Not so. In fact this is a rich, meticulously plotted field guide to the surviving architectural treasures of Tudor England: the houses, fortresses, palaces and battlefields that were trodden by our most famous royal dynasty, from Westminster Abbey and Windsor Castle to Kett’s Oak and Burghley House (pictured).But it is more than just historical I-Spy. Lipscomb is an eloquent tour-guide, and each of her 50 destinations allows her deftly to unfold a different chapter of Tudor history.

The course she leads is hung on all sides with nuggets of information and pithy anecdotes.
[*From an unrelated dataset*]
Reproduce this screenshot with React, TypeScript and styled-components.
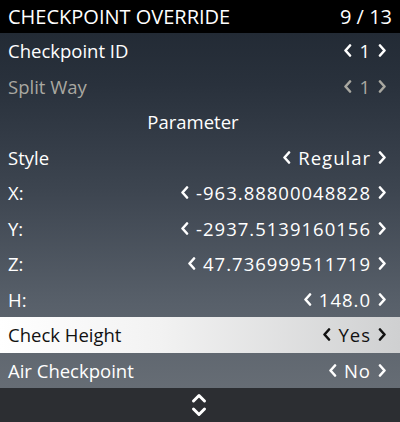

Here is  an example of courtly toadying at its best: ‘When Elizabeth I visited Sir Nicholas Bacon’s house at Gorehambury in 1572, she remarked “My lord, what a little house you have gotten.” By the time she returned five years later, he had built a new wing.’

But there’s pathos, too. The saddest destination is humdrum old Broad Street in Oxford. It was here that Thomas Cranmer’s spirit was broken in 1555, as he watched Nicholas Ridley and Hugh Latimer being burned to death in a ditch. Cranmer burned the next year.

How terribly Tudor.

As a pocket-guide to the dynasty of brutes, this is as good as it gets; even better, if you enjoy a chapter you can hop in the car and visit it. Now that’s entertainment.